The first part outlines a methodology to electrically extract the thermal resistance of a GaN resistor without risking distortion from field induced electron trapping effects, which are exhibited by GaN heterostructures. The technique uses differential resistance measurements to identify a suitable resistor geometry, which minimizes trapping effects while enhancing the self-heating. Such conditions are crucial for electrical methods since these exploit the self- heating for a thermal analysis.

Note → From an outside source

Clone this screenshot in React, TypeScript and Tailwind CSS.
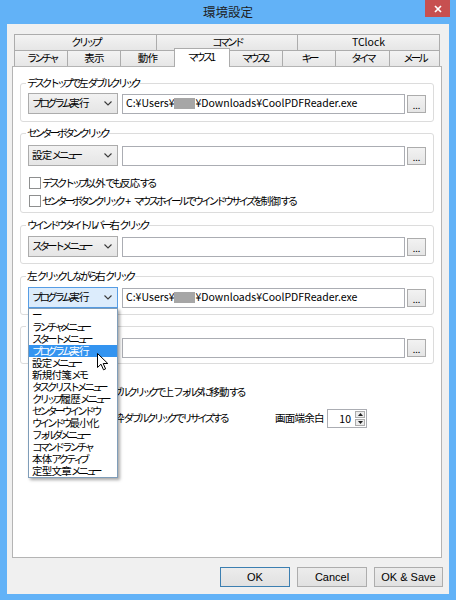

Furthermore, a test structure and measurement method to electrically characterize the lateral heat spread was designed and evaluated. The structure is implemented with a thermal sensor, which utilizes the temperature-dependent IV characteristics of a GaN resistor, making it suitable for integration in GaN MMICs. The transient response can be obtained to extract the thermal time constants and propagation delay of the heat spread. At higher ambient temperatures, the propagation delay increases and the thermal coupling is increased. Lastly, a biasing technique to compensate for thermal degradation of the RF performance of an LNA was developed. By utilizing the gate- and drain voltage dependence of the RF performance, a constant gain against increasing temperature can e.g. be achieved.